Photoproduction reactionγn→K^*0Λ in an effective Lagrangian approach

Abstract：

In our previous work [Phys. Rev. C 101, 014003 (2020)], the photoproduction reaction $\gamma p \to K^{\ast +} \Lambda$ was investigated within an effective Lagrangian approach. The reaction amplitudes were constructed by including the t-channel K, $K^\ast$ , and κexchanges, u-channel Λ, Σ, and $\Sigma^\ast$ exchanges, s-channel N, $N(2000)5/2^+$ , and $N(2060)5/2^-$ exchanges, and interaction current.

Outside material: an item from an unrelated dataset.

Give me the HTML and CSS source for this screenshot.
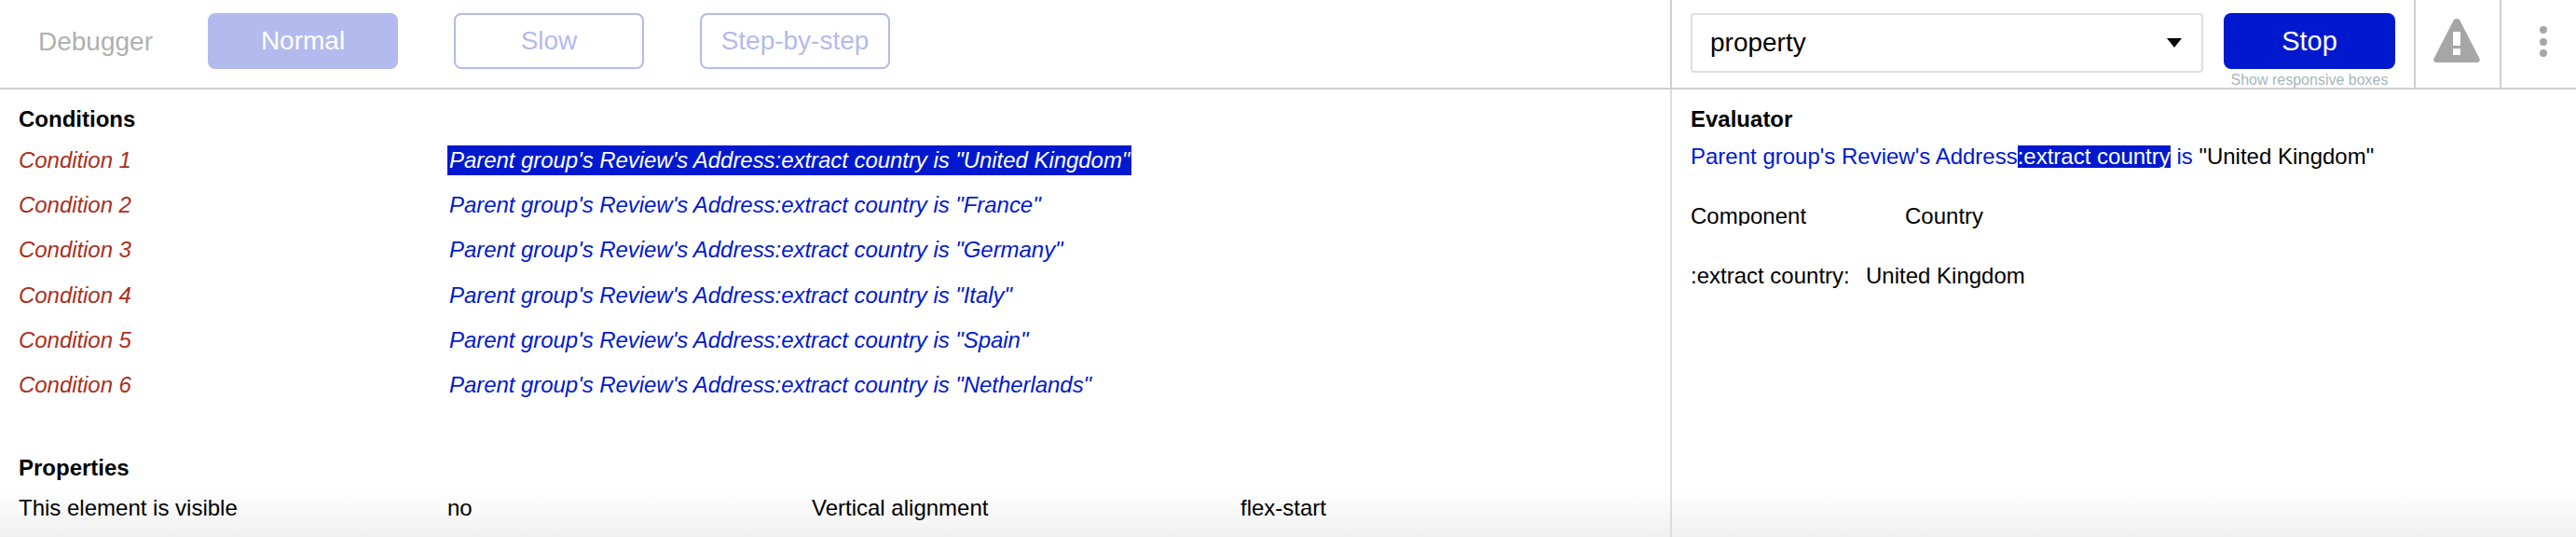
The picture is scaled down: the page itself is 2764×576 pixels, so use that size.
FILE: index.html
```html
<!DOCTYPE html>
<html lang="en">
  <head>
    <meta charset="UTF-8" />
    <title>Debugger</title>
    <link rel="stylesheet" href="styles.css">
  </head>
  <body>
    <div class="wrapper">
      <div class="topbar">
        <div class="controls">
          <span class="title">Debugger</span>
          <button class="btn btn-active">Normal</button>
          <button class="btn">Slow</button>
          <button class="btn">Step-by-step</button>
        </div>
        <div class="tools">
          <div class="select">
            <span>property</span>
            <span class="caret"></span>
          </div>
          <div class="stop-box">
            <button class="stop">Stop</button>
            <span class="hint">Show responsive boxes</span>
          </div>
        </div>
        <div class="icon-box warn">
          <svg width="50" height="48" viewBox="0 0 50 48">
            <path fill="#a6a6a6" d="M25 0c1.600 0 2.800 .9 3.600 2.300l20.600 40c1.300 2.600 .2 4.700-2.600 4.700H3.400C.6 47-.5 44.900 .8 42.300l20.600-40C22.200 .9 23.400 0 25 0z" />
            <rect x="21" y="14" width="8" height="15" fill="#fff" />
            <rect x="21" y="32" width="8" height="7" fill="#fff" />
          </svg>
        </div>
        <div class="icon-box dots">
          <i></i>
          <i></i>
          <i></i>
        </div>
      </div>

      <div class="main">
        <div class="left">
          <h1>Conditions</h1>
          <div class="conditions">
            <div class="cond">
              <span class="cond-name">Condition 1</span>
              <span class="cond-value selected">Parent group's Review's Address:extract country is "United Kingdom"</span>
            </div>
            <div class="cond">
              <span class="cond-name">Condition 2</span>
              <span class="cond-value">Parent group's Review's Address:extract country is "France"</span>
            </div>
            <div class="cond">
              <span class="cond-name">Condition 3</span>
              <span class="cond-value">Parent group's Review's Address:extract country is "Germany"</span>
            </div>
            <div class="cond">
              <span class="cond-name">Condition 4</span>
              <span class="cond-value">Parent group's Review's Address:extract country is "Italy"</span>
            </div>
            <div class="cond">
              <span class="cond-name">Condition 5</span>
              <span class="cond-value">Parent group's Review's Address:extract country is "Spain"</span>
            </div>
            <div class="cond">
              <span class="cond-name">Condition 6</span>
              <span class="cond-value">Parent group's Review's Address:extract country is "Netherlands"</span>
            </div>
          </div>
          <h1 class="props-title">Properties</h1>
          <div class="props">
            <span>This element is visible</span>
            <span>no</span>
            <span>Vertical alignment</span>
            <span>flex-start</span>
          </div>
        </div>

        <div class="right">
          <h1>Evaluator</h1>
          <p class="expr">
            <span class="blue">Parent group's Review's Address</span><span class="mark">:extract country</span><span class="blue"> is</span> "United Kingdom"
          </p>
          <div class="pair pair-head">
            <span>Component</span>
            <span>Country</span>
          </div>
          <div class="pair pair-result">
            <span>:extract country:</span>
            <span>United Kingdom</span>
          </div>
        </div>
      </div>
    </div>
  </body>
</html>
```

FILE: styles.css
```css
* {
  padding: 0;
  margin: 0;
  box-sizing: border-box;
}

html,
body {
  height: 100%;
  overflow: hidden;
  background: #fff;
}

body {
  font-family: "Liberation Sans", Arial, sans-serif;
  font-size: 24px;
  color: #000;
}

.wrapper {
  height: 576px;
  display: flex;
  flex-direction: column;
}

.topbar {
  height: 96px;
  display: flex;
  border-bottom: 2px solid #cfcfcf;
  flex-shrink: 0;
}

.controls {
  width: 1794px;
  display: flex;
  align-items: flex-start;
  padding-top: 14px;
  border-right: 2px solid #cfcfcf;
}

.title {
  width: 223px;
  padding-left: 41px;
  line-height: 62px;
  font-size: 28px;
  color: #b0b0b0;
}

.btn {
  width: 204px;
  height: 60px;
  margin-right: 60px;
  border: 2px solid #b3bbee;
  border-radius: 8px;
  background: #fff;
  color: #b3bbee;
  font-family: inherit;
  font-size: 28px;
}

.btn-active {
  background: #b3bbee;
  color: #fff;
}

.tools {
  width: 798px;
  display: flex;
  align-items: flex-start;
  gap: 22px;
  padding: 14px 0 0 20px;
  border-right: 2px solid #cfcfcf;
}

.select {
  width: 550px;
  height: 64px;
  display: flex;
  align-items: center;
  justify-content: space-between;
  padding: 0 21px 0 19px;
  border: 2px solid #dedede;
  border-radius: 4px;
  font-size: 28px;
}

.caret {
  width: 0;
  height: 0;
  border-left: 8px solid transparent;
  border-right: 8px solid transparent;
  border-top: 10px solid #000;
}

.stop-box {
  width: 184px;
  display: flex;
  flex-direction: column;
  align-items: center;
}

.stop {
  width: 184px;
  height: 60px;
  border: 0;
  border-radius: 8px;
  background: #0019cf;
  color: #fff;
  font-family: inherit;
  font-size: 29px;
}

.hint {
  margin-top: 2px;
  font-size: 16px;
  line-height: 20px;
  color: #a9b5ba;
  white-space: nowrap;
}

.icon-box {
  display: flex;
}

.warn {
  width: 92px;
  padding: 20px 0 0 19px;
  border-right: 2px solid #cfcfcf;
}

.dots {
  flex: 1;
  flex-direction: column;
  align-items: center;
  gap: 4.500px;
  padding: 28px 0 0 10px;
}

.dots i {
  width: 8px;
  height: 8px;
  border-radius: 50%;
  background: #a6a6a6;
}

.main {
  flex: 1;
  display: flex;
  min-height: 0;
  background: linear-gradient(rgba(240, 240, 240, 0), #f0f0f0) no-repeat bottom / 100% 50px;
}

.left {
  width: 1794px;
  padding: 20px 0 0 20px;
  border-right: 2px solid #dcdcdc;
  overflow: hidden;
}

.right {
  flex: 1;
  padding: 20px 0 0 20px;
}

h1 {
  font-size: 24px;
  font-weight: 700;
  line-height: 24px;
}

.conditions {
  margin-top: 16px;
}

.cond {
  height: 48.200px;
  display: flex;
  align-items: flex-start;
  font-style: italic;
  letter-spacing: -0.05px;
}

.cond-name {
  width: 460px;
  line-height: 32px;
  color: #a93020;
}

.cond-value {
  padding: 0 2px;
  line-height: 32px;
  color: #0019cf;
}

.selected {
  background: #0019cf;
  color: #fff;
}

.props-title {
  margin-top: 45px;
}

.props {
  display: grid;
  grid-template-columns: 460px 391px 460px 1fr;
  margin-top: 17px;
  line-height: 28px;
}

.expr {
  margin-top: 16px;
  line-height: 24px;
}

.blue {
  color: #0019cf;
}

.mark {
  display: inline-block;
  background: #0019cf;
  color: #fff;
}

.pair {
  display: flex;
}

.pair-head {
  margin-top: 38px;
  align-items: flex-start;
}

/* the descender of the p is cut off in this cell */
.pair-head span:first-child {
  width: 230px;
  height: 24px;
  overflow: hidden;
}

.pair-result {
  margin-top: 36px;
}

.pair-result span:first-child {
  width: 188px;
}
```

The data on the differential cross sections and spin density matrix elements were described simultaneously. In this study, we investigate the photoproduction reaction $\gamma n \to K^{\ast 0} \Lambda$ based on the same reaction mechanism as that of $\gamma p \to K^{\ast +} \Lambda$ to obtain a unified description of the data for $\gamma p \to K^{\ast +} \Lambda$ and $\gamma n \to K^{\ast 0} \Lambda$ within the same model. All hadronic coupling constants, form factor cutoffs, and the resonance masses and widths in the present calculations remain the same as in our previous work for $\gamma p \to K^{\ast +} \Lambda$ . The available differential cross-section data for $\gamma n \to K^{\ast 0} \Lambda$ are well reproduced. Further analysis shows that the cross sections of $\gamma n \to K^{\ast 0} \Lambda$ are dominated by the contributions of the t-channel Kexchange, while the s-channel $N(2000)5/2^+$ and $N(2060)5/2^-$ exchanges also provide considerable contributions.